10. Pressure: motivated by challenge and reminders

10.1. Describe the long-term plan and schedule, and inform them that you will be giving them monthly or quarterly updates.

10.2. Take advantage of surplus cash available for discretionary giving at year-end. Plan on making a year-end ask for project money.

• “Let me share with you what our financial situation is here at year-end…”

Always ask for a referral.

Reflect: Write down you own top two motivations for giving to missions from the list above:

1. ________________________________

2. ________________________________

Examining Your Donors:

1. Print out a list of your current donors and write the three-letter abbreviation for their top motivation in a column to the right of the name.

2. Look back over the list and see if you couldn’t create a clustered list of the people whose primary motivations fall within the three key motivations. If so, it may be helpful to reconfigure you list, so that you can see which to which people you could send a letter targeted to their primary motivation.


The reality is that most of us don't know what the particular motivation is for each of our donors.

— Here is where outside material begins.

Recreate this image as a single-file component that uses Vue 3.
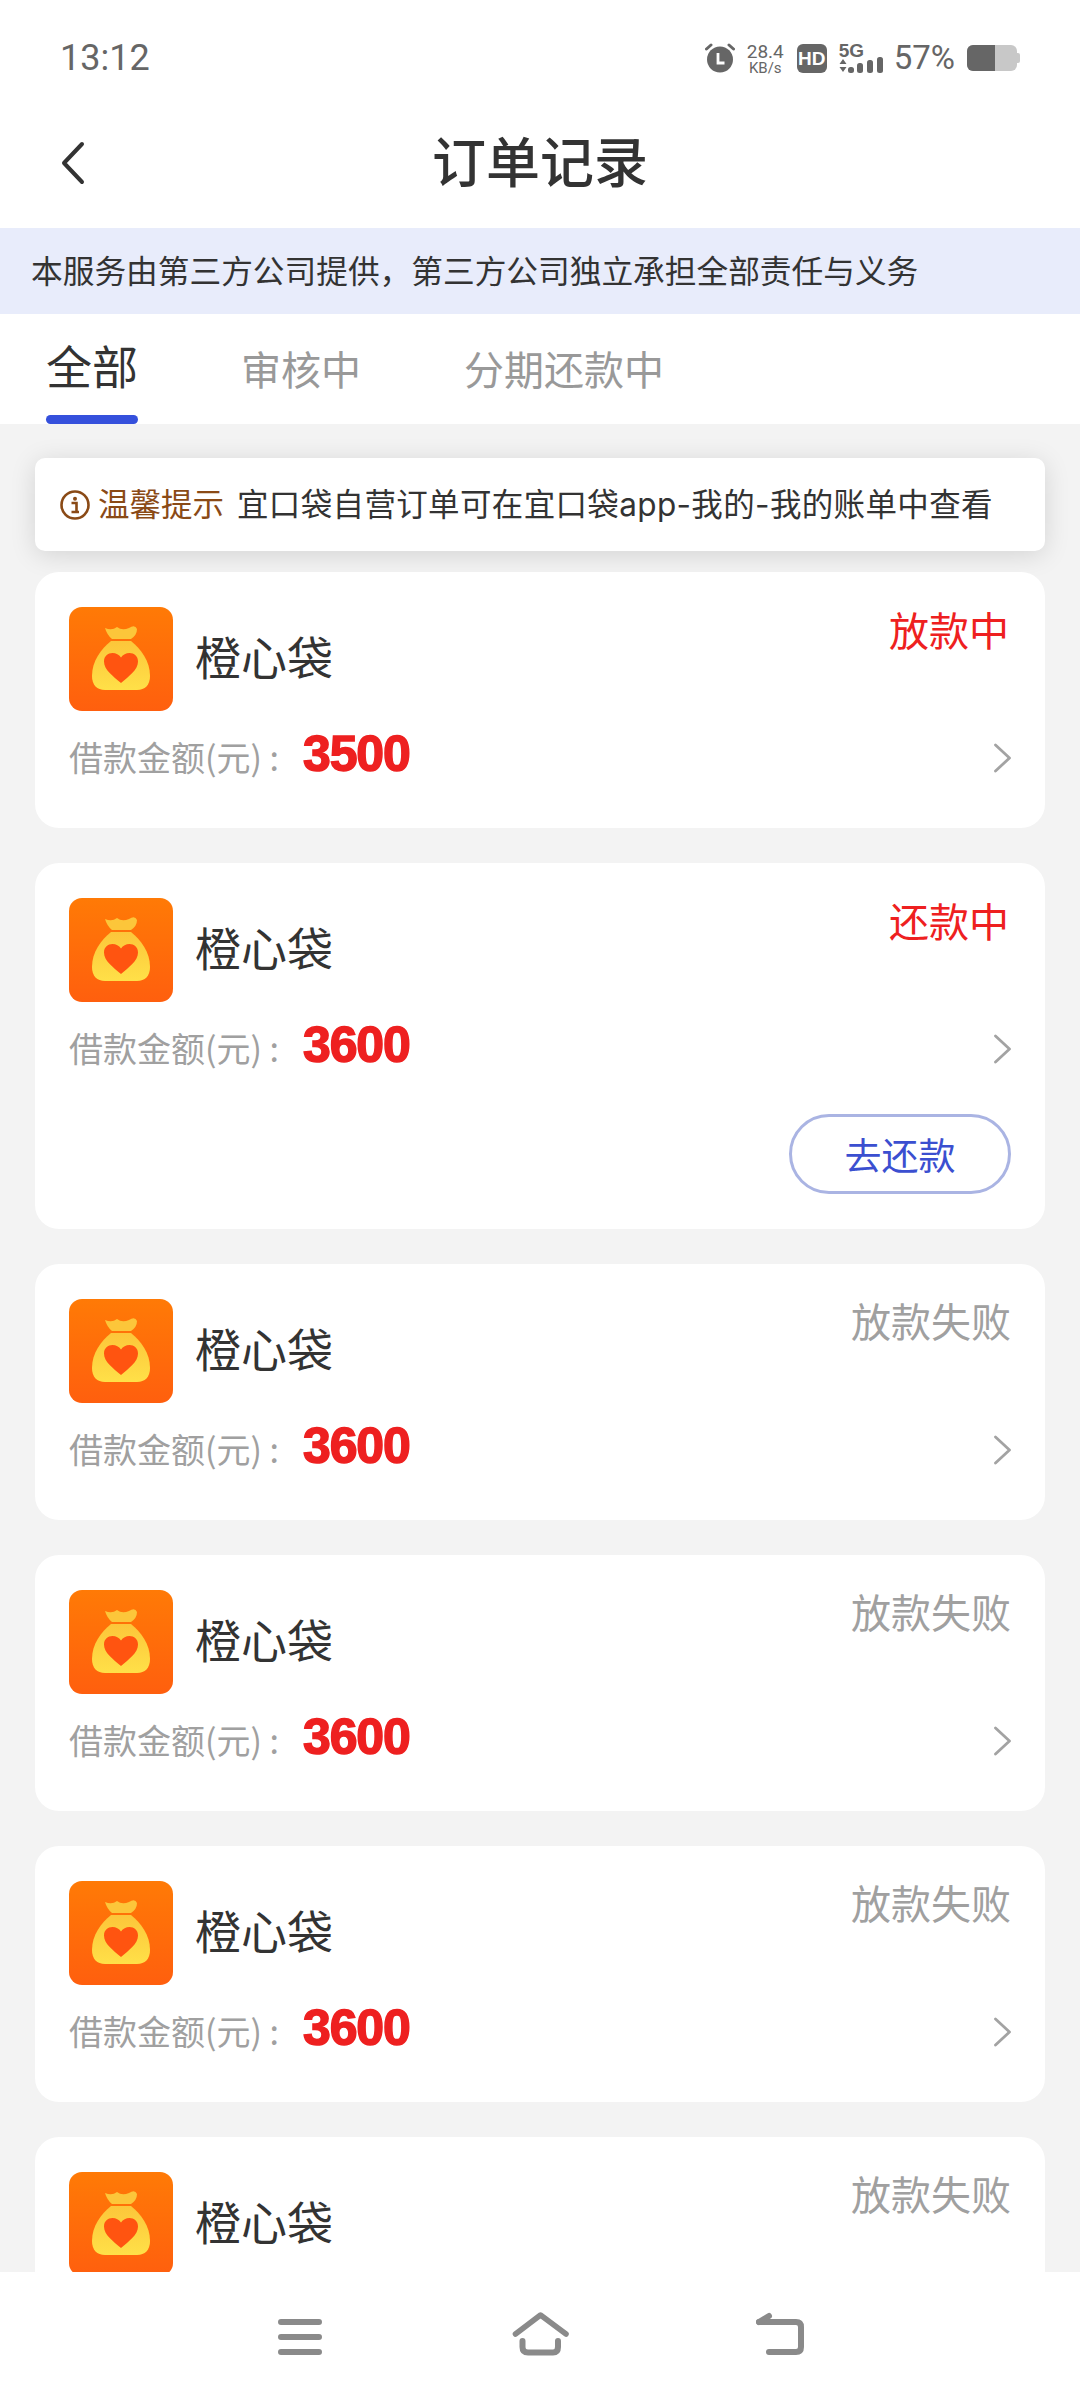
<script setup>
const cards = [
  { amount: '3500', status: '放款中', active: true },
  { amount: '3600', status: '还款中', active: true, action: '去还款' },
  { amount: '3600', status: '放款失败' },
  { amount: '3600', status: '放款失败' },
  { amount: '3600', status: '放款失败' },
  { amount: '3600', status: '放款失败' },
]
</script>

<template>
  <div class="page">
    <div class="status-bar">
      <span class="time">13:12</span>
      <div class="status-right">
        <svg class="alarm" viewBox="0 0 30 30" width="30" height="30">
          <circle cx="15" cy="16.5" r="13" fill="#666" />
          <path d="M1.5 6 L6 2 M28.500 6 L24 2" stroke="#666" stroke-width="3" stroke-linecap="round" />
          <path d="M13 10 V20 H19.500" fill="none" stroke="#fff" stroke-width="2.8" />
        </svg>
        <div class="speed"><span>28.4</span><span class="unit">KB/s</span></div>
        <span class="hd">HD</span>
        <div class="signal">
          <span class="five-g">5G</span>
          <svg viewBox="0 0 44 30" width="44" height="30">
            <path d="M0.5 21 L4 16 L7.500 21 Z M0.5 24 H7.500 L4 29 Z" fill="#666" />
            <rect x="9" y="24" width="6" height="6" rx="2.5" fill="#666" />
            <rect x="18" y="20" width="6" height="10" rx="2.5" fill="#666" />
            <rect x="28" y="17" width="6" height="13" rx="2.5" fill="#666" />
            <rect x="38" y="14" width="6" height="16" rx="2.5" fill="#666" />
          </svg>
        </div>
        <span class="percent">57%</span>
        <div class="battery"><div class="battery-level"></div></div>
      </div>
    </div>

    <header class="title-bar">
      <svg class="back" viewBox="0 0 26 44" width="26" height="44">
        <path d="M22 3 L4 22 L22 41" fill="none" stroke="#333" stroke-width="4" stroke-linecap="round" stroke-linejoin="round" />
      </svg>
      <h1>订单记录</h1>
    </header>

    <div class="banner">本服务由第三方公司提供，第三方公司独立承担全部责任与义务</div>

    <nav class="tabs">
      <span class="tab tab-active">全部</span>
      <span class="tab">审核中</span>
      <span class="tab">分期还款中</span>
    </nav>

    <main class="content">
      <div class="notice">
        <svg viewBox="0 0 30 30" width="30" height="30" class="notice-icon">
          <circle cx="15" cy="15" r="13.500" fill="none" stroke="#8a4a16" stroke-width="2.6" />
          <circle cx="15" cy="8.800" r="2" fill="#8a4a16" />
          <path d="M11.500 13 H16.500 V21 M11.500 22 H19" fill="none" stroke="#8a4a16" stroke-width="2.6" />
        </svg>
        <span class="notice-label">温馨提示</span>
        <span class="notice-text">宜口袋自营订单可在宜口袋app-我的-我的账单中查看</span>
      </div>

      <div class="list">
        <article v-for="(card, i) in cards" :key="i" class="card">
          <div class="card-head">
            <svg class="logo" viewBox="0 0 104 104" width="104" height="104">
              <defs>
                <linearGradient id="logoBg" x1="0" y1="0" x2="0" y2="1">
                  <stop offset="0" stop-color="#ff7a06" />
                  <stop offset="1" stop-color="#ff5f0e" />
                </linearGradient>
                <linearGradient id="bagFill" x1="0" y1="0" x2="0" y2="1">
                  <stop offset="0" stop-color="#fcc63a" />
                  <stop offset="1" stop-color="#ffe048" />
                </linearGradient>
              </defs>
              <rect width="104" height="104" rx="13" fill="url(#logoBg)" />
              <path d="M36 21 Q43 24 48 20 Q53 24 60 21 Q66 17 68 22 Q68 28 62 32 H43 Q38 28 36 21 Z" fill="#fcc63a" />
              <path d="M42 34 H62 C72 42 81 54 81 69 C81 78 76 83 68 83 H36 C28 83 23 78 23 69 C23 54 32 42 42 34 Z" fill="url(#bagFill)" />
              <path d="M52 76 C44 69 35 63 35 54.500 C35 49 39 46 43.500 46 C47 46 50 47.500 52 50.500 C54 47.500 57 46 60.500 46 C65 46 69 49 69 54.500 C69 63 60 69 52 76 Z" fill="#ff5410" />
            </svg>
            <span class="name">橙心袋</span>
            <span class="state" :class="{ 'state-active': card.active }">{{ card.status }}</span>
          </div>
          <div class="amount-row">
            <span class="amount-label">借款金额(元) :</span>
            <span class="amount">{{ card.amount }}</span>
            <svg class="chevron" viewBox="0 0 18 30" width="18" height="30">
              <path d="M2.500 2 L16.500 15 L2.500 28" fill="none" stroke="#a3a3a3" stroke-width="2.8" stroke-linecap="round" stroke-linejoin="round" />
            </svg>
          </div>
          <div v-if="card.action" class="actions">
            <button class="action-btn" type="button">{{ card.action }}</button>
          </div>
        </article>
      </div>
    </main>

    <footer class="nav-bar">
      <svg class="nav-menu" viewBox="0 0 44 36" width="44" height="36">
        <path d="M3 3 H41 M3 18 H41 M3 33 H41" stroke="#8a8a8a" stroke-width="6" stroke-linecap="round" />
      </svg>
      <svg class="nav-home" viewBox="0 0 58 44" width="58" height="44">
        <path d="M3.500 22 L28.500 3 L54 22" fill="none" stroke="#8a8a8a" stroke-width="5.600" stroke-linecap="round" stroke-linejoin="round" />
        <path d="M10.500 29 V35 Q10.500 40.500 16 40.500 H41 Q46 40.500 46 35 V29" fill="none" stroke="#8a8a8a" stroke-width="6" stroke-linecap="round" />
      </svg>
      <svg class="nav-back" viewBox="0 0 50 44" width="50" height="44">
        <path d="M3 10 H40 Q45 10 45 15 V35 Q45 40 40 40 H13" fill="none" stroke="#8a8a8a" stroke-width="6" stroke-linecap="round" />
        <path d="M3 10 L13 4" fill="none" stroke="#8a8a8a" stroke-width="6" stroke-linecap="round" />
      </svg>
    </footer>
  </div>
</template>

<style>
html, body { margin: 0; padding: 0; background: #fff; }
</style>

<style scoped>
.page {
  width: 1080px;
  height: 2400px;
  display: flex;
  flex-direction: column;
  overflow: hidden;
  background: #fff;
  font-family: "Noto Sans CJK SC", "Liberation Sans", sans-serif;
  color: #333;
}
.status-bar {
  height: 116px;
  flex: none;
  box-sizing: border-box;
  padding: 0 60px;
  display: flex;
  justify-content: space-between;
  align-items: flex-start;
  color: #666;
  font-family: Roboto, "Liberation Sans", sans-serif;
}
.time { font-size: 36px; line-height: 42px; margin-top: 37px; }
.status-right { display: flex; align-items: center; margin-top: 43px; height: 30px; }
.alarm { margin-right: 12px; }
.speed { display: flex; flex-direction: column; align-items: center; font-size: 19px; line-height: 19px; width: 37px; }
.speed .unit { font-size: 15px; line-height: 14px; }
.hd {
  width: 30px; height: 29px; margin-left: 13px; border-radius: 6px;
  background: #666; color: #fff; font: 700 19px/29px "Liberation Sans", sans-serif; text-align: center;
}
.signal { width: 44px; height: 30px; margin-left: 12px; position: relative; }
.signal svg { display: block; }
.five-g { position: absolute; left: 0; top: 0; font: 700 19px/15px "Liberation Sans", sans-serif; }
.percent { font-size: 33px; line-height: 36px; margin-left: 11px; }
.battery {
  width: 50px; height: 26px; margin-left: 12px; margin-right: 3px; border-radius: 6px; background: #c8c8c8; position: relative;
}
.battery::after {
  content: ""; position: absolute; left: 50px; top: 8px; width: 3px; height: 10px; border-radius: 0 2px 2px 0; background: #c8c8c8;
}
.battery-level { width: 28px; height: 100%; background: #666; border-radius: 6px 0 0 6px; }

.title-bar { height: 112px; flex: none; display: flex; align-items: center; justify-content: center; position: relative; }
.back { position: absolute; left: 60px; top: 25px; }
.title-bar h1 { margin: 0 0 24px; font-size: 54px; font-weight: 500; line-height: 70px; color: #333; }

.banner {
  height: 86px; flex: none; box-sizing: border-box; padding-left: 31px;
  background: #e8ecfb; font-size: 31.7px; line-height: 82px; color: #333; white-space: nowrap;
}

.tabs { height: 110px; flex: none; display: flex; align-items: flex-start; padding-left: 46px; box-sizing: border-box; }
.tab { font-size: 40px; line-height: 56px; margin-top: 26px; color: #999; margin-right: 103px; position: relative; }
.tab-active { font-size: 46px; color: #333; margin-top: 22px; }
.tab-active::after {
  content: ""; position: absolute; left: 0; right: 0; top: 79px; height: 9px;
  border-radius: 5px; background: #3550dc;
}

.content { flex: 1; min-height: 0; overflow: hidden; background: #f3f3f3; padding: 34px 35px 0; }
.notice {
  height: 93px; box-sizing: border-box; padding: 0 0 5px 25px; display: flex; align-items: center;
  background: #fff; border-radius: 10px; box-shadow: 0 4px 26px rgba(0, 0, 0, 0.13);
  font-size: 31.5px; white-space: nowrap;
}
.notice-icon { flex: none; margin-top: 5px; }
.notice-label { color: #8a4a16; margin-left: 8px; }
.notice-text { margin-left: 13px; color: #333; font-family: Inter, "Noto Sans CJK SC", sans-serif; letter-spacing: 0.35px; }

.list { display: flex; flex-direction: column; gap: 35px; margin-top: 21px; }
.card { flex: none; background: #fff; border-radius: 24px; padding: 35px 34px 42px; }
.card-head { display: flex; align-items: center; }
.logo { flex: none; }
.name { font-size: 46px; line-height: 60px; margin: 0 0 8px 22px; color: #333; }
.state { margin-left: auto; margin-top: -2px; align-self: flex-start; font-size: 40px; line-height: 46px; color: #a0a0a0; }
.state-active { color: #ee2020; margin-top: -1px; margin-right: 2px; }
.amount-row { display: flex; align-items: center; height: 56px; margin-top: 19px; }
.amount-label { font-size: 34px; color: #a0a0a0; line-height: 56px; margin-top: -3px; }
.amount {
  margin: -9px 0 0 24px; font: 700 50px/56px "Liberation Sans", sans-serif; color: #ee2020;
  letter-spacing: -1.2px; -webkit-text-stroke: 1.5px #ee2020;
}
.chevron { margin-left: auto; }
.actions { display: flex; justify-content: flex-end; margin: 37px 0 -7px; }
.action-btn {
  width: 222px; height: 80px; box-sizing: border-box; padding: 0;
  background: #fff; border: 3px solid #aab4e3; border-radius: 40px;
  color: #3b4fd0; font-family: inherit; font-size: 37px; line-height: 1;
}
.nav-bar {
  height: 128px; flex: none; box-sizing: border-box; background: #fff;
  display: flex; align-items: flex-start; padding: 40px 0 0 278px;
}
.nav-menu { margin: 7px 0 0 0; }
.nav-home { margin-left: 190px; }
.nav-back { margin-left: 186px; }
</style>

My guess is that it's primarily in the relationship category. I wonder what might happen if we engaged in a bit of market research to try to better understand our individual donor's motivation and couched our "appeals" in terms of that specific motivation? I recognize that this is a different approach than what most fund-raising training programs advise. Maybe it doesn't make sense to ignore "received truth."

The only thing I could offer that might be persuasive is that the "marketing" approach sounds more like "servant leadership" in some respects. What do you think?

Using the marketing approach would require developing a few new tools to (1) discover or at least rate a donor's primary motivations; and (2) develop new approaches to support development based on the primary motivation discovered. I sense that there are some tools that could help in some donor marketing web sites.